**Task goal:** Report each line of the data that has "styles" somewhere in it.

==*==

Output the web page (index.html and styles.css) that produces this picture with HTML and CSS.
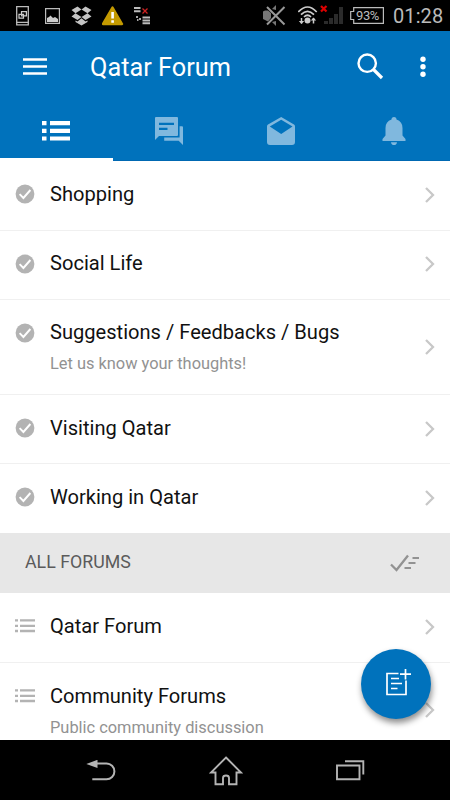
FILE: index.html
```html
<!DOCTYPE html>
<html lang="en">
<head>
<meta charset="utf-8">
<title>Qatar Forum</title>
<link rel="stylesheet" href="styles.css">
</head>
<body>
<svg class="defs" width="0" height="0">
  <symbol id="check" viewBox="0 0 20 20"><circle cx="10" cy="10" r="9.4" fill="#b3b3b3"/><path d="M4.6 10.2 8.4 14 15.4 6" fill="none" stroke="#fff" stroke-width="1.9"/></symbol>
  <symbol id="chevron" viewBox="0 0 10 16"><path d="M1 1 8 8 1 15" fill="none" stroke="#c8c8c8" stroke-width="2.3"/></symbol>
  <symbol id="list" viewBox="0 0 20 14"><path d="M0 1.4H3M5 1.4H20M0 6.8H3M5 6.8H20M0 12H3M5 12H20" fill="none" stroke="#b3b3b3" stroke-width="2.3"/></symbol>
</svg>
<div class="screen">
  <div class="status">
    <div class="notices">
      <svg width="14" height="21" viewBox="16 6 14 21"><path d="M16.7 6.7H28.3V24.8H16.7ZM16 22.4H29" fill="none" stroke="#bbb" stroke-width="1.3"/><path d="M21.5 11.7H26.4V15.8H21.5ZM19 14.3H23.5V18.2H19Z" fill="#000" stroke="#ccc" stroke-width="1.2"/></svg>
      <svg width="16" height="17" viewBox="45 8 16 17"><path d="M45.6 8.6H59.4V23.4H45.6Z" fill="none" stroke="#bbb" stroke-width="1.2"/><path d="M47 22V18L49 17 50.5 15.5 53 18 55 17 58 19V22Z" fill="#ccc"/></svg>
      <svg width="21" height="20" viewBox="72 6 21 20" fill="#c4c4c4"><path d="M78.5 6.5 82.5 9.5 76.5 13.3 72.5 10ZM86.5 6.5 92.5 10 88.5 13.3 82.5 9.5ZM72.5 16.5 76.5 13.3 82.5 17 78.5 20ZM92.5 16.5 88.5 13.3 82.5 17 86.5 20ZM76.5 20.5 78.5 21.5 82.5 18.2 86.5 21.5 88.5 20.5V22L82.5 25.5 76.5 22Z"/></svg>
      <svg width="22" height="21" viewBox="102 6 22 21"><path d="M112.5 7.5 122 24H103Z" fill="#c49a00" stroke="#c49a00" stroke-width="2.4" stroke-linejoin="round"/><path d="M112.6 12V18.5M112.6 20.3V22.8" stroke="#fff" stroke-width="2.6"/></svg>
      <svg width="17" height="18" viewBox="135 7 17 18"><path d="M135 8H141.5M135 11.2H141.5M143.5 17.5H151M143.5 20.4H151M143.5 23.2H151" stroke="#bbb" stroke-width="2"/><path d="M137 17H139M138 20H139.5M140 19H142" stroke="#ddd" stroke-width="1.6"/><path d="M143.5 8.5 148.5 13.5M148.5 8.5 143.5 13.5" stroke="#c22" stroke-width="1.3"/></svg>
    </div>
    <div class="system">
      <svg class="mute" width="23" height="22" viewBox="262 5 23 22"><path d="M262 11.5 264 10.5H267L270 13V18L267 21.5 264 20 262 19ZM271 9 275 5V10ZM271 22 275 26V21Z" fill="#777"/><path d="M266 7 283.5 24.5M283.5 7 266 24.5" stroke="#999" stroke-width="2"/></svg>
      <svg class="wifi" width="20" height="19" viewBox="297 6 20 19"><path d="M297.3 12Q306.5 2 315.7 12M300 14.7Q306.5 8 313 14.7M303 17Q306.5 13.5 310 17" fill="none" stroke="#ccc" stroke-width="1.7"/><circle cx="306.5" cy="20.5" r="3" fill="#ccc"/><path d="M300.5 18V23.5M312.5 18V23.5" stroke="#ccc" stroke-width="1.5"/><path d="M297.8 21H303.2L300.5 24ZM309.8 20.5H315.2L312.5 17.5Z" fill="#ccc"/></svg>
      <svg class="signal" width="24" height="20" viewBox="320 5 24 20"><path d="M324 21H328V24H324ZM329 18H333V24H329ZM334 14H338V24H334ZM339 7H343V24H339Z" fill="#2b2b2b"/><path d="M321 6 326.5 11.5M326.5 6 321 11.5" stroke="#d00" stroke-width="2.2"/></svg>
      <div class="battery"><svg width="34" height="17" viewBox="350 7 34 17"><path d="M353.7 7.6H383.4V23.4H353.7V19.5H350.7V11.5H353.7Z" fill="none" stroke="#bbb" stroke-width="1.2"/></svg><span>93%</span></div>
      <span class="clock">01:28</span>
    </div>
  </div>
  <header class="header">
    <div class="bar">
      <svg width="24" height="17" viewBox="0 0 24 17"><path d="M0 1.5H24M0 8.5H24M0 15.5H24" stroke="#fff" stroke-width="2.3"/></svg>
      <h1>Qatar Forum</h1>
      <svg class="search" width="27" height="27" viewBox="0 0 27 27"><circle cx="10.2" cy="10.2" r="8.7" fill="none" stroke="#fff" stroke-width="2.4"/><path d="M16.5 16.5 25 25" stroke="#fff" stroke-width="3.2"/></svg>
      <svg class="more" width="6" height="22" viewBox="0 0 6 22" fill="#fff"><circle cx="3" cy="3.2" r="2.7"/><circle cx="3" cy="10.7" r="2.7"/><circle cx="3" cy="18.2" r="2.7"/></svg>
    </div>
    <nav class="tabs">
      <div class="tab active"><svg width="28" height="20" viewBox="0 0 28 20"><path d="M0 2.2H4.5M8 2.2H28M0 9.8H4.5M8 9.8H28M0 17.5H4.5M8 17.5H28" stroke="#fff" stroke-width="4.2"/></svg></div>
      <div class="tab"><svg width="28" height="28" viewBox="0 0 28 28" fill="#80b8de"><path fill-rule="evenodd" d="M1 0H22Q23 0 23 1V18Q23 19 22 19H4L0 23V1Q0 0 1 0ZM4 5.8V8H19V5.8ZM4 10.8V13H12.5V10.8Z"/><path d="M24.6 9.3H27Q28 9.3 28 10.3V28L23.7 23.7H9.2V20.5H24.6Z"/></svg></div>
      <div class="tab"><svg width="28" height="28" viewBox="0 0 28 28"><path fill="#80b8de" fill-rule="evenodd" d="M14.2 0 27 7.5Q28 8.2 28 9.5V25Q28 28 25 28H3Q0 28 0 25V9.5Q0 8.2 1 7.5ZM14.2 2.8 2.8 9.5 14.2 17 25.5 9.5Z"/></svg></div>
      <div class="tab"><svg width="24" height="28" viewBox="0 0 24 28" fill="#80b8de"><path d="M9.5 2.5Q9.5 0 12 0T14.5 2.5Q20.5 4.5 20.5 11V18.5L23.5 22V24H.5V22L3.5 18.5V11Q3.5 4.5 9.5 2.5ZM9 25.2H15Q14.7 28 12 28T9 25.2Z"/></svg></div>
    </nav>
  </header>
  <main class="rows">
    <div class="row first"><svg class="mark"><use href="#check"/></svg><div class="label"><h2>Shopping</h2></div><svg class="chevron"><use href="#chevron"/></svg></div>
    <div class="row upper"><svg class="mark"><use href="#check"/></svg><div class="label"><h2>Social Life</h2></div><svg class="chevron"><use href="#chevron"/></svg></div>
    <div class="row tall"><svg class="mark"><use href="#check"/></svg><div class="label"><h2>Suggestions / Feedbacks / Bugs</h2><p>Let us know your thoughts!</p></div><svg class="chevron"><use href="#chevron"/></svg></div>
    <div class="row"><svg class="mark"><use href="#check"/></svg><div class="label"><h2>Visiting Qatar</h2></div><svg class="chevron"><use href="#chevron"/></svg></div>
    <div class="row last"><svg class="mark"><use href="#check"/></svg><div class="label"><h2>Working in Qatar</h2></div><svg class="chevron"><use href="#chevron"/></svg></div>
    <div class="section"><span>ALL FORUMS</span><svg width="29" height="18" viewBox="0 0 29 18" fill="none" stroke="#929292"><path d="M1 10.5 6.5 16 18 1.5" stroke-width="2.3"/><path d="M22.5 4H29M18.5 9H25.5M14.5 14H21" stroke-width="2"/></svg></div>
    <div class="row forum"><svg class="mark"><use href="#list"/></svg><div class="label"><h2>Qatar Forum</h2></div><svg class="chevron"><use href="#chevron"/></svg></div>
    <div class="row tall forum"><svg class="mark"><use href="#list"/></svg><div class="label"><h2>Community Forums</h2><p>Public community discussion</p></div><svg class="chevron"><use href="#chevron"/></svg></div>
  </main>
  <div class="fab"><svg width="26" height="28" viewBox="0 0 26 28" fill="none" stroke="#fff"><path d="M13.5 5.5H2V26.5H21V12.5" stroke-width="1.7"/><path d="M20.5 1V11.5M15 6.2H26M6 10.5H14M6 15.5H17M6 20.5H12.5" stroke-width="1.7"/></svg></div>
  <footer class="navbar">
    <svg width="30" height="22" viewBox="86 760 30 22"><path d="M94 763.5H106.5A7.5 7.5 0 0 1 106.5 779.3H92.3" fill="none" stroke="#b4b4b4" stroke-width="2"/><path d="M86.3 764 97.5 759.8V768Z" fill="#b4b4b4"/></svg>
    <svg width="34" height="30" viewBox="208 756 34 30"><path d="M225 757.5 240 772.5H235.5V784.3H228V778Q228 775.5 225 775.5T222 778V784.3H214.5V772.5H210Z" fill="none" stroke="#b4b4b4" stroke-width="1.9"/></svg>
    <svg width="29" height="21" viewBox="336 760 29 21"><path d="M337 765.5H359.5V779.3H337ZM345 761.2H363.3V774.5" fill="none" stroke="#b4b4b4" stroke-width="1.9"/></svg>
  </footer>
</div>
</body>
</html>
```

FILE: styles.css
```css
* { box-sizing: border-box; }
body { margin: 0; font-family: Roboto, sans-serif; }
h1, h2, p { margin: 0; font-weight: 400; white-space: nowrap; }
svg { display: block; flex: none; }
.defs { position: absolute; }
.screen { width: 450px; height: 800px; display: flex; flex-direction: column; overflow: hidden; background: #fff; position: relative; }

.status { height: 31px; flex: none; background: #000; display: flex; justify-content: space-between; padding: 0 8px 0 16px; color: #bbb; }
.notices, .system { display: flex; align-items: center; }
.notices { gap: 10px; padding-top: 1px; }
.notices svg:nth-child(2) { margin-left: 5px; }
.mute { margin-right: 12px; }
.wifi { margin-right: 2px; }
.signal { margin-bottom: 2px; }
.battery { width: 34px; margin: 0 9px 0 6px; display: grid; align-items: center; }
.battery > * { grid-area: 1 / 1; }
.battery span { padding-left: 6px; font-size: 13px; line-height: 16px; letter-spacing: -.4px; }
.clock { font-size: 20px; width: 49px; letter-spacing: .1px; }

.header { height: 130px; flex: none; background: #0072bc; border-bottom: 1px solid #0068b2; }
.bar { height: 71px; display: flex; align-items: center; padding: 0 24px 0 23px; }
.bar h1 { margin-left: 43px; flex: 1; color: #fff; font-size: 25.3px; line-height: 34px; padding-top: 3px; }
.more { margin-left: 36px; }
.tabs { height: 59px; display: grid; grid-template-columns: 113px 112px 112px 113px; }
.tab { display: flex; align-items: center; justify-content: center; padding-bottom: 2px; }
.tab.active { height: 59px; border-bottom: 3px solid #fff; padding: 1px 1px 0 0; }

.rows { flex: 1; min-height: 0; overflow: hidden; }
.row { height: 69px; display: flex; align-items: center; padding: 0 15px; border-bottom: 1px solid #f0f0f0; }
.row.first { height: 70px; }
.row.first, .row.upper { padding-bottom: 2px; }
.row.last { border-bottom-color: #fff; }
.row.tall { height: 95px; }
.mark { width: 20px; height: 20px; margin-bottom: 2px; }
.first .mark, .upper .mark { margin-bottom: 1px; }
.tall .mark { margin-bottom: 29px; }
.label { margin-left: 15px; flex: 1; }
.label h2 { font-size: 20.1px; line-height: 28px; color: #111; padding-bottom: 2px; }
.label p { font-size: 16.4px; line-height: 22px; color: #929292; padding-top: 5px; height: 28px; }
.chevron { width: 10px; height: 16px; }
.section { height: 60px; display: flex; align-items: center; justify-content: space-between; padding: 0 31px 0 25px; background: #e7e7e7; font-size: 17.8px; color: #5b5b5b; }
.section span { padding-bottom: 3px; }
.forum { height: 70px; }
.forum .mark { margin-bottom: 2px; }
.forum:not(.tall) { padding-bottom: 1px; }
.tall.forum .mark { margin-bottom: 28px; }
.tall.forum .label { padding-top: 1px; }

.fab { position: absolute; left: 361px; top: 649px; width: 70px; height: 70px; padding: 0 0 4px 4px; border-radius: 50%; background: #0072bc; box-shadow: 1px 4px 6px rgba(0,0,0,.45); display: flex; align-items: center; justify-content: center; }
.navbar { height: 60px; flex: none; background: #000; display: flex; align-items: center; justify-content: space-between; padding: 1px 85px 0 86px; }
```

==*==

**Expected output:**
Output the web page (index.html and styles.css) that produces this picture with HTML and CSS.
<link rel="stylesheet" href="styles.css">
FILE: styles.css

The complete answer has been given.